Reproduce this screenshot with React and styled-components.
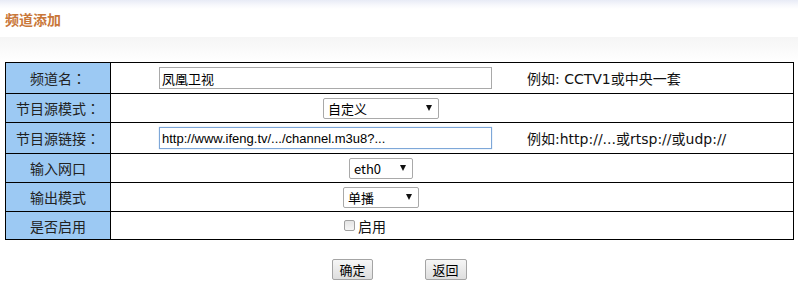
import React from "react";
import styled, { createGlobalStyle } from "styled-components";

const Global = createGlobalStyle`
  html, body { margin: 0; padding: 0; background: #fff; }
  body { font-family: "Liberation Sans", Arial, "Noto Sans CJK SC", sans-serif; font-size: 14px; color: #000; }
`;

const Page = styled.div`
  width: 798px;
  height: 296px;
  overflow: hidden;
`;

const Header = styled.div`
  height: 37px;
  box-sizing: border-box;
  padding: 10px 0 0 5px;
  background: linear-gradient(#e8ebf6 0px, #f7f8fc 5px, #ffffff 9px);
`;

const Title = styled.h1`
  margin: 0;
  font-family: "Noto Sans CJK SC", sans-serif;
  font-size: 14px;
  font-weight: bold;
  line-height: 18px;
  color: #c9773a;
`;

const Band = styled.div`
  height: 25px;
  background: linear-gradient(#f5f5f5, #fbfbfb 60%, #ffffff);
`;

const Table = styled.div`
  margin-left: 5px;
  width: 789px;
  box-sizing: border-box;
  border: 1px solid #000;
`;

const Row = styled.div`
  display: grid;
  grid-template-columns: 105px 1fr;
  height: ${(p) => p.$h}px;
  & + & { border-top: 1px solid #000; }
`;

const Label = styled.div`
  background: #9cc9f3;
  border-right: 1px solid #000;
  display: flex;
  align-items: center;
  justify-content: center;
  font-family: "Noto Sans CJK SC", sans-serif;
  font-size: 14px;
  color: #222;
`;

const Colon = styled.span`
  font-family: "Noto Sans CJK TC", sans-serif;
`;

const Cell = styled.div`
  display: flex;
  align-items: center;
  width: 540px;
  justify-content: ${(p) => (p.$center ? "center" : "flex-start")};
  padding-left: ${(p) => (p.$center ? "0" : "48px")};
  box-sizing: border-box;
  white-space: nowrap;
`;

const TextInput = styled.input`
  width: 333px;
  height: 22px;
  box-sizing: border-box;
  border: 1px solid ${(p) => (p.$focus ? "#7ea7d8" : "#a9a9a9")};
  box-shadow: ${(p) => (p.$focus ? "0 0 1px #9cc0ea" : "none")};
  padding: 0 2px;
  font-family: "Liberation Sans", Arial, "Noto Sans CJK SC", sans-serif;
  font-size: 13px;
  color: #000;
  outline: none;
  flex-shrink: 0;
`;

const Example = styled.span`
  margin-left: 35px;
  font-family: "DejaVu Sans", "Noto Sans CJK SC", sans-serif;
  font-size: 14px;
  color: #111;
`;

const SelectWrap = styled.span`
  position: relative;
  display: inline-block;
  width: ${(p) => p.$w}px;
  height: 21px;
`;

const Select = styled.select`
  appearance: none;
  -webkit-appearance: none;
  width: 100%;
  height: 100%;
  box-sizing: border-box;
  border: 1px solid #a9a9a9;
  border-radius: 2px;
  background: #fff;
  padding: 0 0 0 4px;
  font-family: "Noto Sans CJK SC", "Liberation Sans", sans-serif;
  font-size: 13px;
  color: #000;
  outline: none;
`;

const Arrow = styled.span`
  position: absolute;
  right: 7px;
  top: 7px;
  width: 0;
  height: 0;
  border-left: 3.5px solid transparent;
  border-right: 3.5px solid transparent;
  border-top: 6px solid #111;
  pointer-events: none;
`;

const CheckLabel = styled.label`
  display: inline-flex;
  align-items: center;
  font-family: "Noto Sans CJK SC", sans-serif;
  font-size: 14px;
  color: #111;
  margin-left: -32px;
`;

const Box = styled.span`
  width: 11px;
  height: 11px;
  box-sizing: border-box;
  border: 1px solid #a0a0a0;
  border-radius: 2px;
  background: linear-gradient(#e4e4e4, #f6f6f6);
  margin-right: 3px;
`;

const Buttons = styled.div`
  display: flex;
  justify-content: center;
  gap: 52px;
  margin-top: 19px;
  padding-left: 1px;
`;

const Button = styled.button`
  height: 21px;
  padding: 0 ${(p) => p.$px}px;
  box-sizing: border-box;
  border: 1px solid #a4a4a4;
  border-radius: 2px;
  background: linear-gradient(#f6f6f6, #dedede);
  font-family: "Noto Sans CJK SC", sans-serif;
  font-size: 13px;
  color: #000;
  line-height: 19px;
`;

function Dropdown({ width, value }) {
  return (
    <SelectWrap $w={width}>
      <Select defaultValue={value}>
        <option>{value}</option>
      </Select>
      <Arrow />
    </SelectWrap>
  );
}

export default function App() {
  return (
    <Page>
      <Global />
      <Header>
        <Title>频道添加</Title>
      </Header>
      <Band />
      <Table>
        <Row $h={30}>
          <Label>频道名<Colon>：</Colon></Label>
          <Cell>
            <TextInput defaultValue="凤凰卫视" />
            <Example>例如: CCTV1或中央一套</Example>
          </Cell>
        </Row>
        <Row $h={28}>
          <Label>节目源模式<Colon>：</Colon></Label>
          <Cell $center>
            <Dropdown width={116} value="自定义" />
          </Cell>
        </Row>
        <Row $h={30}>
          <Label>节目源链接<Colon>：</Colon></Label>
          <Cell>
            <TextInput $focus defaultValue="http://www.ifeng.tv/.../channel.m3u8?..." />
            <Example>例如:http://...或rtsp://或udp://</Example>
          </Cell>
        </Row>
        <Row $h={28}>
          <Label>输入网口</Label>
          <Cell $center>
            <Dropdown width={64} value="eth0" />
          </Cell>
        </Row>
        <Row $h={28}>
          <Label>输出模式</Label>
          <Cell $center>
            <Dropdown width={76} value="单播" />
          </Cell>
        </Row>
        <Row $h={27}>
          <Label>是否启用</Label>
          <Cell $center>
            <CheckLabel>
              <Box />
              启用
            </CheckLabel>
          </Cell>
        </Row>
      </Table>
      <Buttons>
        <Button $px={6}>确定</Button>
        <Button $px={7}>返回</Button>
      </Buttons>
    </Page>
  );
}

━━━━

* Problem requirements: Make an exact copy of the data, leaving its pictures out.

* Exercise result:
Reproduce this screenshot with React and styled-components.
import React from "react";
import styled, { createGlobalStyle } from "styled-components";

const Global = createGlobalStyle`
  html, body { margin: 0; padding: 0; background: #fff; }
  body { font-family: "Liberation Sans", Arial, "Noto Sans CJK SC", sans-serif; font-size: 14px; color: #000; }
`;

const Page = styled.div`
  width: 798px;
  height: 296px;
  overflow: hidden;
`;

const Header = styled.div`
  height: 37px;
  box-sizing: border-box;
  padding: 10px 0 0 5px;
  background: linear-gradient(#e8ebf6 0px, #f7f8fc 5px, #ffffff 9px);
`;

const Title = styled.h1`
  margin: 0;
  font-family: "Noto Sans CJK SC", sans-serif;
  font-size: 14px;
  font-weight: bold;
  line-height: 18px;
  color: #c9773a;
`;

const Band = styled.div`
  height: 25px;
  background: linear-gradient(#f5f5f5, #fbfbfb 60%, #ffffff);
`;

const Table = styled.div`
  margin-left: 5px;
  width: 789px;
  box-sizing: border-box;
  border: 1px solid #000;
`;

const Row = styled.div`
  display: grid;
  grid-template-columns: 105px 1fr;
  height: ${(p) => p.$h}px;
  & + & { border-top: 1px solid #000; }
`;

const Label = styled.div`
  background: #9cc9f3;
  border-right: 1px solid #000;
  display: flex;
  align-items: center;
  justify-content: center;
  font-family: "Noto Sans CJK SC", sans-serif;
  font-size: 14px;
  color: #222;
`;

const Colon = styled.span`
  font-family: "Noto Sans CJK TC", sans-serif;
`;

const Cell = styled.div`
  display: flex;
  align-items: center;
  width: 540px;
  justify-content: ${(p) => (p.$center ? "center" : "flex-start")};
  padding-left: ${(p) => (p.$center ? "0" : "48px")};
  box-sizing: border-box;
  white-space: nowrap;
`;

const TextInput = styled.input`
  width: 333px;
  height: 22px;
  box-sizing: border-box;
  border: 1px solid ${(p) => (p.$focus ? "#7ea7d8" : "#a9a9a9")};
  box-shadow: ${(p) => (p.$focus ? "0 0 1px #9cc0ea" : "none")};
  padding: 0 2px;
  font-family: "Liberation Sans", Arial, "Noto Sans CJK SC", sans-serif;
  font-size: 13px;
  color: #000;
  outline: none;
  flex-shrink: 0;
`;

const Example = styled.span`
  margin-left: 35px;
  font-family: "DejaVu Sans", "Noto Sans CJK SC", sans-serif;
  font-size: 14px;
  color: #111;
`;

const SelectWrap = styled.span`
  position: relative;
  display: inline-block;
  width: ${(p) => p.$w}px;
  height: 21px;
`;

const Select = styled.select`
  appearance: none;
  -webkit-appearance: none;
  width: 100%;
  height: 100%;
  box-sizing: border-box;
  border: 1px solid #a9a9a9;
  border-radius: 2px;
  background: #fff;
  padding: 0 0 0 4px;
  font-family: "Noto Sans CJK SC", "Liberation Sans", sans-serif;
  font-size: 13px;
  color: #000;
  outline: none;
`;

const Arrow = styled.span`
  position: absolute;
  right: 7px;
  top: 7px;
  width: 0;
  height: 0;
  border-left: 3.5px solid transparent;
  border-right: 3.5px solid transparent;
  border-top: 6px solid #111;
  pointer-events: none;
`;

const CheckLabel = styled.label`
  display: inline-flex;
  align-items: center;
  font-family: "Noto Sans CJK SC", sans-serif;
  font-size: 14px;
  color: #111;
  margin-left: -32px;
`;

const Box = styled.span`
  width: 11px;
  height: 11px;
  box-sizing: border-box;
  border: 1px solid #a0a0a0;
  border-radius: 2px;
  background: linear-gradient(#e4e4e4, #f6f6f6);
  margin-right: 3px;
`;

const Buttons = styled.div`
  display: flex;
  justify-content: center;
  gap: 52px;
  margin-top: 19px;
  padding-left: 1px;
`;

const Button = styled.button`
  height: 21px;
  padding: 0 ${(p) => p.$px}px;
  box-sizing: border-box;
  border: 1px solid #a4a4a4;
  border-radius: 2px;
  background: linear-gradient(#f6f6f6, #dedede);
  font-family: "Noto Sans CJK SC", sans-serif;
  font-size: 13px;
  color: #000;
  line-height: 19px;
`;

function Dropdown({ width, value }) {
  return (
    <SelectWrap $w={width}>
      <Select defaultValue={value}>
        <option>{value}</option>
      </Select>
      <Arrow />
    </SelectWrap>
  );
}

export default function App() {
  return (
    <Page>
      <Global />
      <Header>
        <Title>频道添加</Title>
      </Header>
      <Band />
      <Table>
        <Row $h={30}>
          <Label>频道名<Colon>：</Colon></Label>
          <Cell>
            <TextInput defaultValue="凤凰卫视" />
            <Example>例如: CCTV1或中央一套</Example>
          </Cell>
        </Row>
        <Row $h={28}>
          <Label>节目源模式<Colon>：</Colon></Label>
          <Cell $center>
            <Dropdown width={116} value="自定义" />
          </Cell>
        </Row>
        <Row $h={30}>
          <Label>节目源链接<Colon>：</Colon></Label>
          <Cell>
            <TextInput $focus defaultValue="http://www.ifeng.tv/.../channel.m3u8?..." />
            <Example>例如:http://...或rtsp://或udp://</Example>
          </Cell>
        </Row>
        <Row $h={28}>
          <Label>输入网口</Label>
          <Cell $center>
            <Dropdown width={64} value="eth0" />
          </Cell>
        </Row>
        <Row $h={28}>
          <Label>输出模式</Label>
          <Cell $center>
            <Dropdown width={76} value="单播" />
          </Cell>
        </Row>
        <Row $h={27}>
          <Label>是否启用</Label>
          <Cell $center>
            <CheckLabel>
              <Box />
              启用
            </CheckLabel>
          </Cell>
        </Row>
      </Table>
      <Buttons>
        <Button $px={6}>确定</Button>
        <Button $px={7}>返回</Button>
      </Buttons>
    </Page>
  );
}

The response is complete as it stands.